Violence has since escalated as weapons have flowed into Tunisia from war-torn Libya. In 2013, authorities banned Tunisia’s leading Salafi group, Ansar Al Sharia, which is blamed for the US Embassy attack.

Many attacks occur near the Algerian border, where militants are believed to tap into smuggling networks for money, according to a report last October by the International Crisis Group. Some estimate that over 1,000 Tunisians have joined the ranks of the Islamic State.

Still, many remember how Ben Ali used the threat of terrorism to justify repression. Authorities must make sure to avoid abusive police tactics that can yield faulty leads and alienate ordinary Tunisians whom security forces need on their side, says Mr. Goldstein. 

Tunisia hopes foreign partners will provide security training and equipment. And politicians here are re-doubling appeals for financial support and investment. 

“This will be a key moment which will determine Tunisia’s chances for development as well as its capacity to fight terrorism effectively and found a durable democracy,” says Transport Minister Mahmoud Ben Romdhane, referring to a planned investment conference here.  

Political divisions

Since 2011, Tunisia has held free and fair elections, most recently in December, and adopted a new constitution, but politics remains polarized between secularists and Islamists.

The current coalition government took office last month and includes both the secularist Nidaa Tounes party and its main rival, the moderate Islamist Ennahda party. When Ennahda led a previous transition government, Nidaa Tounes blamed it for having failed to discipline violent extremists. In 2013 the murders of two secularist leaders triggered a crisis that ended with Ennahda stepping down.

Mr. Ben Romdhane, a Nidaa Tounes member, says that all parties in the current government are united in their commitment to combating terrorism.

Geoff Howard, a Middle East and North Africa analyst with Control Risks, a British risk analysis firm, says that secularist political victories pushed some fringe Islamists over the edge into violence. “When we talk about tensions between Islamists and secularists, it's fear by Islamist groups of a return to the radical secularism of the Ben Ali era," he says. 

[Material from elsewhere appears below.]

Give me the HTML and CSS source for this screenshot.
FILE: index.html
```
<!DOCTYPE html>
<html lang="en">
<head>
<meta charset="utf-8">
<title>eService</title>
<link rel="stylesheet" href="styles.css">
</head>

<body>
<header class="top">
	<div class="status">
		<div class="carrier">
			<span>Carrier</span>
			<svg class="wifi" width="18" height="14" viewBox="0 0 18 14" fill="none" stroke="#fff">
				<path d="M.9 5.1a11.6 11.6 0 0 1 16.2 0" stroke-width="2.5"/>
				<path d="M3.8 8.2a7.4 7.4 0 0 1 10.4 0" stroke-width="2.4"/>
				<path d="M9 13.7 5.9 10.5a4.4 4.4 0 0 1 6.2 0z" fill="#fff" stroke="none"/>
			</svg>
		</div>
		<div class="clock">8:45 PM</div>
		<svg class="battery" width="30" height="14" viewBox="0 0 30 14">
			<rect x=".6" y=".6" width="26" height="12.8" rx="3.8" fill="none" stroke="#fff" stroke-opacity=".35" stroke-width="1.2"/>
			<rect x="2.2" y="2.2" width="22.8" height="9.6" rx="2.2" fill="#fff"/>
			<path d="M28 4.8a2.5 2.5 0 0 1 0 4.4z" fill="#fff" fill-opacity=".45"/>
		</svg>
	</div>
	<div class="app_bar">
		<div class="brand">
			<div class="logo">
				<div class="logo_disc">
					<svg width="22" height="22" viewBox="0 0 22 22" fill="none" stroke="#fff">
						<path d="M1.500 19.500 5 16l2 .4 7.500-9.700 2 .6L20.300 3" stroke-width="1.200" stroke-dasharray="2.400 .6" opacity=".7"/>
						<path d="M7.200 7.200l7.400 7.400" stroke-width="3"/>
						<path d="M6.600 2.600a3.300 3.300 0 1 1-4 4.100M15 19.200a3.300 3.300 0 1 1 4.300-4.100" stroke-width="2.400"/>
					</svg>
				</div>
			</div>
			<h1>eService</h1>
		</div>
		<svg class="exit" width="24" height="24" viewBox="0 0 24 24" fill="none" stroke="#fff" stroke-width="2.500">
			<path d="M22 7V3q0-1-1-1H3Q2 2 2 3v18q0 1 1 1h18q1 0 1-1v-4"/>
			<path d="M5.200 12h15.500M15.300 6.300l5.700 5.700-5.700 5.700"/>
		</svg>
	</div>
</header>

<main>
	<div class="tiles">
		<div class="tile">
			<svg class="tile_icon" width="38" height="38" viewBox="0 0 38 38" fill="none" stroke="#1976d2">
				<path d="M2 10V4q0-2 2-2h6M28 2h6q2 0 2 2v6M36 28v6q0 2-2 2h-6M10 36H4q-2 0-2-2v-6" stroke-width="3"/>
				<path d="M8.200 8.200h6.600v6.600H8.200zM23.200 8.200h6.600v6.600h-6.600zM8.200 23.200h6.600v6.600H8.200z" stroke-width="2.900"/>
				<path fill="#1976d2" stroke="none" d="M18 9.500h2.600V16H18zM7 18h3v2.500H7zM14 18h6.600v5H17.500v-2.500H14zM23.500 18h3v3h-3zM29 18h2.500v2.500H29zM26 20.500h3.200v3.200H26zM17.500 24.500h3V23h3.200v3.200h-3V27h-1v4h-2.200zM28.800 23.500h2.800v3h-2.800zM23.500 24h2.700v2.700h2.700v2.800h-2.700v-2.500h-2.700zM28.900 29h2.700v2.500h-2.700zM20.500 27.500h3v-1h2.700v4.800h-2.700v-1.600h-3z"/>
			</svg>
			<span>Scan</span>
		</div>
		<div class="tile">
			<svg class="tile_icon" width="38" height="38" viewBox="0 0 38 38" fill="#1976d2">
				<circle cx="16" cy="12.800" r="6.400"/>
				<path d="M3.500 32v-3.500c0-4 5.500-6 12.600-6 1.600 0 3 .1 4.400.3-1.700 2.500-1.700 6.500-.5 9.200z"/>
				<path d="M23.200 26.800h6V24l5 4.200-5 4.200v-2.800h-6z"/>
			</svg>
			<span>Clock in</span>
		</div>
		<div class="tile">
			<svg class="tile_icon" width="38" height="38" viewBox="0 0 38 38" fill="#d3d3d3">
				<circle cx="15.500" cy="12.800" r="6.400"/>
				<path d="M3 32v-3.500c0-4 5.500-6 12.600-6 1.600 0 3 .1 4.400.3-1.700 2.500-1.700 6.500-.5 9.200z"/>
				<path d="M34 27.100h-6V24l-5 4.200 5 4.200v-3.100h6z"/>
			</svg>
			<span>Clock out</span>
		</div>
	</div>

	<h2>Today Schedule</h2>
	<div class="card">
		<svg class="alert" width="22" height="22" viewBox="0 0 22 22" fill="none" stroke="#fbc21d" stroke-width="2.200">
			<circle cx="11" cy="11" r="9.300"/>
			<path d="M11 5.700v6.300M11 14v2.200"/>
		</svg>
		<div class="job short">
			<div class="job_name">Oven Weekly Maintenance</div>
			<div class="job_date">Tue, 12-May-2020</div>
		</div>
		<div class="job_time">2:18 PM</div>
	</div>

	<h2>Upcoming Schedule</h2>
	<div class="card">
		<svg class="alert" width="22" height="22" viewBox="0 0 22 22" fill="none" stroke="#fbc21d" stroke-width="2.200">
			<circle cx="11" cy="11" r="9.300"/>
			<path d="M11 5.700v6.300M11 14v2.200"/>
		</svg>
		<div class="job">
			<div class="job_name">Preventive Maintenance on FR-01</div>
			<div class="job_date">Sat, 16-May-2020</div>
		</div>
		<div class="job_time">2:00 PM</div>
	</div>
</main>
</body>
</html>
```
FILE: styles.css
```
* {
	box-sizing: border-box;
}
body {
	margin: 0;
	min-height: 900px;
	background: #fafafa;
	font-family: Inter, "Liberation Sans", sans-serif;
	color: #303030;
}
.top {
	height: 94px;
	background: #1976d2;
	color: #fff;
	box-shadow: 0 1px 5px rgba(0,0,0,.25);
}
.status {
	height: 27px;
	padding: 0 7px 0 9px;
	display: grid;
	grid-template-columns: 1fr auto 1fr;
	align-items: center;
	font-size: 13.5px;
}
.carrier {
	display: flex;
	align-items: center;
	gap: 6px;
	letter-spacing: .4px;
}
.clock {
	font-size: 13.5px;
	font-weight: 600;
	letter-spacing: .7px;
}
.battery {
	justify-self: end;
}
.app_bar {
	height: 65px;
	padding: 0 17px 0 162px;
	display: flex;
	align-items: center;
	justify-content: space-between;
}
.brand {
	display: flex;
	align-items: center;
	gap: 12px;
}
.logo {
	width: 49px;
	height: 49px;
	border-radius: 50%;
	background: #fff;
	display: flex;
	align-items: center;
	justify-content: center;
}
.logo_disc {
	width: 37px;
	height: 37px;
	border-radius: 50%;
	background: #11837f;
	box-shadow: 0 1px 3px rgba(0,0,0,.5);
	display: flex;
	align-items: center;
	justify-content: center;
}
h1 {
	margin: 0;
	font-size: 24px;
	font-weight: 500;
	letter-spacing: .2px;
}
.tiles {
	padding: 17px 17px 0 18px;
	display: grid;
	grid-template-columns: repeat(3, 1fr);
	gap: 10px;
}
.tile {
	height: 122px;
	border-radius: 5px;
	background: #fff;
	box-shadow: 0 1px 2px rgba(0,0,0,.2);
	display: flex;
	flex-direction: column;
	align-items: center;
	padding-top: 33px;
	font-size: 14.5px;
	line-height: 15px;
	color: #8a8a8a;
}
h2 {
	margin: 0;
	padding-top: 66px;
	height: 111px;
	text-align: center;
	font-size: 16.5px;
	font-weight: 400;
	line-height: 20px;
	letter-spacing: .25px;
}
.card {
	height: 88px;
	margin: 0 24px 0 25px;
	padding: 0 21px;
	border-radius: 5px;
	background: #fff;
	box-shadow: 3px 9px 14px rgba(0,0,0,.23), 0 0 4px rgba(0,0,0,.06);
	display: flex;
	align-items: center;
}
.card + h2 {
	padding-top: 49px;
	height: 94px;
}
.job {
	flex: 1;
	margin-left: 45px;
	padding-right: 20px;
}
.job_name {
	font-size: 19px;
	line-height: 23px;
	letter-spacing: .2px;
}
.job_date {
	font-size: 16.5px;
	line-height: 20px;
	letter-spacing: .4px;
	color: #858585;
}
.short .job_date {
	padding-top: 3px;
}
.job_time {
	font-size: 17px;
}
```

Mrs. Triki, the lawyer, argues that Tunisia must find room for Salafis. Most aren’t swayed by party politics since they reject democracy outright. But many of those who admit to violence say they were driven in part by feelings of persecution from mainstream society, she says.

“I feel that society has backed them all together into a corner,” she says. “Civil society is against them. Media are against them.”

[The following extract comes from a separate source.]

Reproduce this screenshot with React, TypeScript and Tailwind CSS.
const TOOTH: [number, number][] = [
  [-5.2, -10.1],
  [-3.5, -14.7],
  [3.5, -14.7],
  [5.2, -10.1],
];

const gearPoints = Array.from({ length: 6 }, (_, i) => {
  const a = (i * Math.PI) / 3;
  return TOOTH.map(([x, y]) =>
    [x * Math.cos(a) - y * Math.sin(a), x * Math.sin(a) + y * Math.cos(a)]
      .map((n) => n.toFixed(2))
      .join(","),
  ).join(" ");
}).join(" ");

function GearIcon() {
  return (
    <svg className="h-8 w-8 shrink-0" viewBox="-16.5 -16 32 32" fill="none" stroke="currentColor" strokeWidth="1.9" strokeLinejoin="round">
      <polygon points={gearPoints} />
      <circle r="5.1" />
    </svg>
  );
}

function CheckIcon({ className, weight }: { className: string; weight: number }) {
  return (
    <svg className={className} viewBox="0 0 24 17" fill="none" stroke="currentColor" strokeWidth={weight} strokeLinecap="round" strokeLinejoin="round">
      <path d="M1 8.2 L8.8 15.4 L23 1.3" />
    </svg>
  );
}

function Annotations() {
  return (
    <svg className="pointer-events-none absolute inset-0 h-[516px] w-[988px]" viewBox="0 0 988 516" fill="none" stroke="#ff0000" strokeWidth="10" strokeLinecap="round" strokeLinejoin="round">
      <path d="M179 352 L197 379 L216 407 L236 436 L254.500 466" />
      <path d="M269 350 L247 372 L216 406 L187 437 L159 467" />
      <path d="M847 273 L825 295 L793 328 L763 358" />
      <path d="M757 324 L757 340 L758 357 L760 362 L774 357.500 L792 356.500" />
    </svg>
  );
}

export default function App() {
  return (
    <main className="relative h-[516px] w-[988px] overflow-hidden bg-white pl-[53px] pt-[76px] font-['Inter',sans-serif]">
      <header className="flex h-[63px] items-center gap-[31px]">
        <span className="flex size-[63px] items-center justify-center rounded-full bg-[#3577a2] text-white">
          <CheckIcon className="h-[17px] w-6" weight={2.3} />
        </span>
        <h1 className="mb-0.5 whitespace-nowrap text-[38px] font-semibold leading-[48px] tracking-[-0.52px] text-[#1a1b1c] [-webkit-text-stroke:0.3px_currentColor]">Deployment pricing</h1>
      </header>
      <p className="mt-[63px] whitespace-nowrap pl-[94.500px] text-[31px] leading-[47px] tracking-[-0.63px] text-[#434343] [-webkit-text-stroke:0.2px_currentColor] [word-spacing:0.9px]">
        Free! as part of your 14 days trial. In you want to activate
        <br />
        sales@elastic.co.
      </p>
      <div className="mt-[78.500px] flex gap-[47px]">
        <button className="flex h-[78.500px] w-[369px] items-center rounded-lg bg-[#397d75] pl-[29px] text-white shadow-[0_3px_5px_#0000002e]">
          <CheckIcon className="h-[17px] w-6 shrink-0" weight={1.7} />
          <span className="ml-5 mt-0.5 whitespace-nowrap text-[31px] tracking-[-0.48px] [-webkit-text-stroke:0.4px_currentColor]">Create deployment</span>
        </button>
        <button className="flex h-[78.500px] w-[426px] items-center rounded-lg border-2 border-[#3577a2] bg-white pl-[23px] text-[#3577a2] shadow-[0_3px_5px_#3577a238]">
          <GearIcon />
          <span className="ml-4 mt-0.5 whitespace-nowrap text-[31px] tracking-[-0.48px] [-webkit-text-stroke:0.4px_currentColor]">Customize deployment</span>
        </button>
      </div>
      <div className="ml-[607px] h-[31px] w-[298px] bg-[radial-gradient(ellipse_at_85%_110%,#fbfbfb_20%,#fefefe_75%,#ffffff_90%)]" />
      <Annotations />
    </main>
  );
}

Back at Laabidi's house, Abdelmalek Abidi, an uncle, keeps vigil outside, along with other family members awaiting the coffin's departure for the ceremony. He considers his nephew both an agent and victim of terrorism. "True, he killed,” he says. “But he was exploited by whoever brainwashed him.”

Abidi is a lawyer in the city of El Kef, near the violence-plagued Algerian border. He says Tunisia needs to stick with its democratic transition. 

“If we don’t protect rights, democracy in Tunisia will fail,” he says. “We achieved a revolution for democracy, freedom, and rights.”

A short time later, wails erupt from the women as the men brought Laabidi’s  coffin outside, loaded it into a black pick-up truck, and bore him to his grave.